--- Start Source material ---
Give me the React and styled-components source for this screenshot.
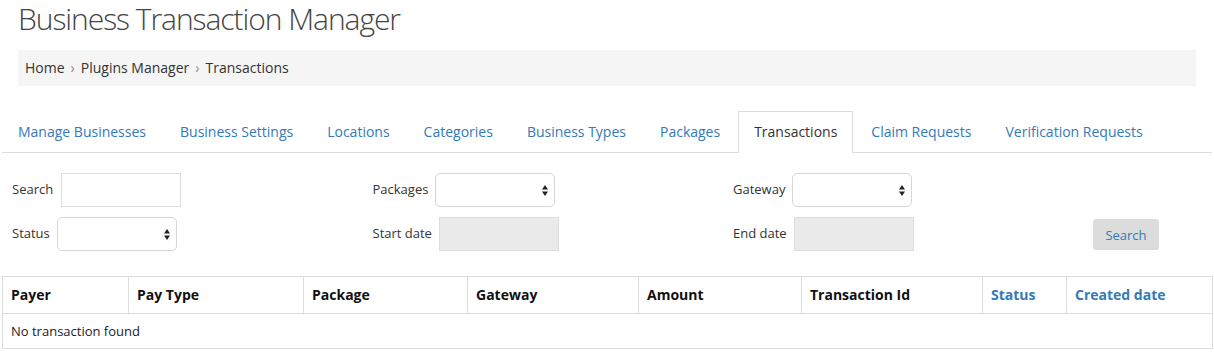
import React from "react";
import styled, { createGlobalStyle } from "styled-components";

const GlobalStyle = createGlobalStyle`
  * { box-sizing: border-box; }
  body {
    margin: 0;
    background: #fff;
    font-family: "Open Sans", "Liberation Sans", sans-serif;
    color: #333;
  }
`;

const Page = styled.div`
  padding: 0 2px;
  width: 1214px;
`;

const Title = styled.h1`
  margin: 2px 0 0 16px;
  font-size: 30px;
  line-height: 33px;
  font-weight: 300;
  letter-spacing: -1.05px;
  color: #444;
`;

const Breadcrumb = styled.ol`
  display: flex;
  align-items: center;
  list-style: none;
  margin: 15px 16px 0 16px;
  padding: 8px 7px;
  background: #f5f5f5;
  font-size: 14px;
  line-height: 20px;
`;

const Crumb = styled.li`
  color: #333;
  & + &::before {
    content: "›";
    color: #888;
    padding: 0 6px;
  }
`;

const Tabs = styled.ul`
  display: flex;
  list-style: none;
  margin: 25px 0 0;
  padding: 0;
  border-bottom: 1px solid #ddd;
`;

const Tab = styled.li`
  margin: 0 2px -1px 0;
  padding: 10px 15px 11px;
  font-size: 14px;
  line-height: 20px;
  border: 1px solid ${({ $active }) => ($active ? "#ddd" : "transparent")};
  border-bottom: none;
  background: ${({ $active }) => ($active ? "#fff" : "transparent")};
  color: ${({ $active }) => ($active ? "#333" : "#337ab7")};
`;

const Filters = styled.div`
  display: grid;
  grid-template-columns: 360.5px 360.5px 360px auto;
  row-gap: 10px;
  padding: 20px 10px 0;
`;

const Field = styled.div`
  display: flex;
  align-items: center;
  height: 34px;
`;

const Label = styled.label`
  font-size: 13px;
  margin-right: 8px;
  margin-top: -2px;
  color: #333;
`;

const TextBox = styled.div`
  width: 120px;
  height: 34px;
  margin-left: ${({ $disabled }) => ($disabled ? "-1px" : "0")};
  border: 1px solid #ddd;
  background: ${({ $disabled }) => ($disabled ? "#eaeaea" : "#fff")};
`;

const SelectBox = styled.div`
  position: relative;
  width: 120px;
  height: 34px;
  margin-left: -1px;
  border: 1px solid #d6d6d6;
  border-radius: 5px;
  background: #fff;
`;

const Arrows = styled.svg`
  position: absolute;
  right: 6px;
  top: 11px;
`;

const Button = styled.button`
  margin-top: 1px;
  width: 66px;
  height: 31px;
  border: none;
  border-radius: 3px;
  background: #dcdcdc;
  color: #337ab7;
  font-family: inherit;
  font-size: 13px;
`;

const Table = styled.table`
  margin-top: 25px;
  width: 1210px;
  border-collapse: collapse;
  table-layout: fixed;
  border: 1px solid #ddd;
`;

const Th = styled.th`
  text-align: left;
  padding: 8px;
  font-size: 14px;
  line-height: 20px;
  font-weight: 700;
  border: 1px solid #ddd;
  color: ${({ $link }) => ($link ? "#337ab7" : "#111")};
`;

const Td = styled.td`
  padding: 8px;
  font-size: 13px;
  line-height: 18px;
  border: 1px solid #ddd;
  color: #222;
`;

const Select = () => (
  <SelectBox>
    <Arrows width="6" height="11" viewBox="0 0 6 11">
      <path d="M3 0 L6 4.5 L0 4.5 Z M0 6.5 L6 6.5 L3 11 Z" fill="#222" />
    </Arrows>
  </SelectBox>
);

const tabs = [
  "Manage Businesses",
  "Business Settings",
  "Locations",
  "Categories",
  "Business Types",
  "Packages",
  "Transactions",
  "Claim Requests",
  "Verification Requests",
];

const columns = [
  { name: "Payer", width: 126 },
  { name: "Pay Type", width: 175 },
  { name: "Package", width: 164 },
  { name: "Gateway", width: 171 },
  { name: "Amount", width: 163 },
  { name: "Transaction Id", width: 181 },
  { name: "Status", width: 84, link: true },
  { name: "Created date", width: 146, link: true },
];

export default function App() {
  return (
    <Page>
      <GlobalStyle />
      <Title>Business Transaction Manager</Title>
      <Breadcrumb>
        <Crumb>Home</Crumb>
        <Crumb>Plugins Manager</Crumb>
        <Crumb>Transactions</Crumb>
      </Breadcrumb>
      <Tabs>
        {tabs.map((t) => (
          <Tab key={t} $active={t === "Transactions"}>
            {t}
          </Tab>
        ))}
      </Tabs>
      <Filters>
        <Field>
          <Label>Search</Label>
          <TextBox />
        </Field>
        <Field>
          <Label>Packages</Label>
          <Select />
        </Field>
        <Field>
          <Label>Gateway</Label>
          <Select />
        </Field>
        <div />
        <Field>
          <Label>Status</Label>
          <Select />
        </Field>
        <Field>
          <Label>Start date</Label>
          <TextBox $disabled />
        </Field>
        <Field>
          <Label>End date</Label>
          <TextBox $disabled />
        </Field>
        <Field>
          <Button>Search</Button>
        </Field>
      </Filters>
      <Table>
        <colgroup>
          {columns.map((c) => (
            <col key={c.name} style={{ width: c.width }} />
          ))}
        </colgroup>
        <thead>
          <tr>
            {columns.map((c) => (
              <Th key={c.name} $link={c.link}>
                {c.name}
              </Th>
            ))}
          </tr>
        </thead>
        <tbody>
          <tr>
            <Td colSpan={8}>No transaction found</Td>
          </tr>
        </tbody>
      </Table>
    </Page>
  );
}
--- End Source material ---
** Task requirements **
Retype the whole listing, keeping every line identical and omitting all pictures.

** Problem solution **
Give me the React and styled-components source for this screenshot.
import React from "react";
import styled, { createGlobalStyle } from "styled-components";

const GlobalStyle = createGlobalStyle`
  * { box-sizing: border-box; }
  body {
    margin: 0;
    background: #fff;
    font-family: "Open Sans", "Liberation Sans", sans-serif;
    color: #333;
  }
`;

const Page = styled.div`
  padding: 0 2px;
  width: 1214px;
`;

const Title = styled.h1`
  margin: 2px 0 0 16px;
  font-size: 30px;
  line-height: 33px;
  font-weight: 300;
  letter-spacing: -1.05px;
  color: #444;
`;

const Breadcrumb = styled.ol`
  display: flex;
  align-items: center;
  list-style: none;
  margin: 15px 16px 0 16px;
  padding: 8px 7px;
  background: #f5f5f5;
  font-size: 14px;
  line-height: 20px;
`;

const Crumb = styled.li`
  color: #333;
  & + &::before {
    content: "›";
    color: #888;
    padding: 0 6px;
  }
`;

const Tabs = styled.ul`
  display: flex;
  list-style: none;
  margin: 25px 0 0;
  padding: 0;
  border-bottom: 1px solid #ddd;
`;

const Tab = styled.li`
  margin: 0 2px -1px 0;
  padding: 10px 15px 11px;
  font-size: 14px;
  line-height: 20px;
  border: 1px solid ${({ $active }) => ($active ? "#ddd" : "transparent")};
  border-bottom: none;
  background: ${({ $active }) => ($active ? "#fff" : "transparent")};
  color: ${({ $active }) => ($active ? "#333" : "#337ab7")};
`;

const Filters = styled.div`
  display: grid;
  grid-template-columns: 360.5px 360.5px 360px auto;
  row-gap: 10px;
  padding: 20px 10px 0;
`;

const Field = styled.div`
  display: flex;
  align-items: center;
  height: 34px;
`;

const Label = styled.label`
  font-size: 13px;
  margin-right: 8px;
  margin-top: -2px;
  color: #333;
`;

const TextBox = styled.div`
  width: 120px;
  height: 34px;
  margin-left: ${({ $disabled }) => ($disabled ? "-1px" : "0")};
  border: 1px solid #ddd;
  background: ${({ $disabled }) => ($disabled ? "#eaeaea" : "#fff")};
`;

const SelectBox = styled.div`
  position: relative;
  width: 120px;
  height: 34px;
  margin-left: -1px;
  border: 1px solid #d6d6d6;
  border-radius: 5px;
  background: #fff;
`;

const Arrows = styled.svg`
  position: absolute;
  right: 6px;
  top: 11px;
`;

const Button = styled.button`
  margin-top: 1px;
  width: 66px;
  height: 31px;
  border: none;
  border-radius: 3px;
  background: #dcdcdc;
  color: #337ab7;
  font-family: inherit;
  font-size: 13px;
`;

const Table = styled.table`
  margin-top: 25px;
  width: 1210px;
  border-collapse: collapse;
  table-layout: fixed;
  border: 1px solid #ddd;
`;

const Th = styled.th`
  text-align: left;
  padding: 8px;
  font-size: 14px;
  line-height: 20px;
  font-weight: 700;
  border: 1px solid #ddd;
  color: ${({ $link }) => ($link ? "#337ab7" : "#111")};
`;

const Td = styled.td`
  padding: 8px;
  font-size: 13px;
  line-height: 18px;
  border: 1px solid #ddd;
  color: #222;
`;

const Select = () => (
  <SelectBox>
    <Arrows width="6" height="11" viewBox="0 0 6 11">
      <path d="M3 0 L6 4.5 L0 4.5 Z M0 6.5 L6 6.5 L3 11 Z" fill="#222" />
    </Arrows>
  </SelectBox>
);

const tabs = [
  "Manage Businesses",
  "Business Settings",
  "Locations",
  "Categories",
  "Business Types",
  "Packages",
  "Transactions",
  "Claim Requests",
  "Verification Requests",
];

const columns = [
  { name: "Payer", width: 126 },
  { name: "Pay Type", width: 175 },
  { name: "Package", width: 164 },
  { name: "Gateway", width: 171 },
  { name: "Amount", width: 163 },
  { name: "Transaction Id", width: 181 },
  { name: "Status", width: 84, link: true },
  { name: "Created date", width: 146, link: true },
];

export default function App() {
  return (
    <Page>
      <GlobalStyle />
      <Title>Business Transaction Manager</Title>
      <Breadcrumb>
        <Crumb>Home</Crumb>
        <Crumb>Plugins Manager</Crumb>
        <Crumb>Transactions</Crumb>
      </Breadcrumb>
      <Tabs>
        {tabs.map((t) => (
          <Tab key={t} $active={t === "Transactions"}>
            {t}
          </Tab>
        ))}
      </Tabs>
      <Filters>
        <Field>
          <Label>Search</Label>
          <TextBox />
        </Field>
        <Field>
          <Label>Packages</Label>
          <Select />
        </Field>
        <Field>
          <Label>Gateway</Label>
          <Select />
        </Field>
        <div />
        <Field>
          <Label>Status</Label>
          <Select />
        </Field>
        <Field>
          <Label>Start date</Label>
          <TextBox $disabled />
        </Field>
        <Field>
          <Label>End date</Label>
          <TextBox $disabled />
        </Field>
        <Field>
          <Button>Search</Button>
        </Field>
      </Filters>
      <Table>
        <colgroup>
          {columns.map((c) => (
            <col key={c.name} style={{ width: c.width }} />
          ))}
        </colgroup>
        <thead>
          <tr>
            {columns.map((c) => (
              <Th key={c.name} $link={c.link}>
                {c.name}
              </Th>
            ))}
          </tr>
        </thead>
        <tbody>
          <tr>
            <Td colSpan={8}>No transaction found</Td>
          </tr>
        </tbody>
      </Table>
    </Page>
  );
}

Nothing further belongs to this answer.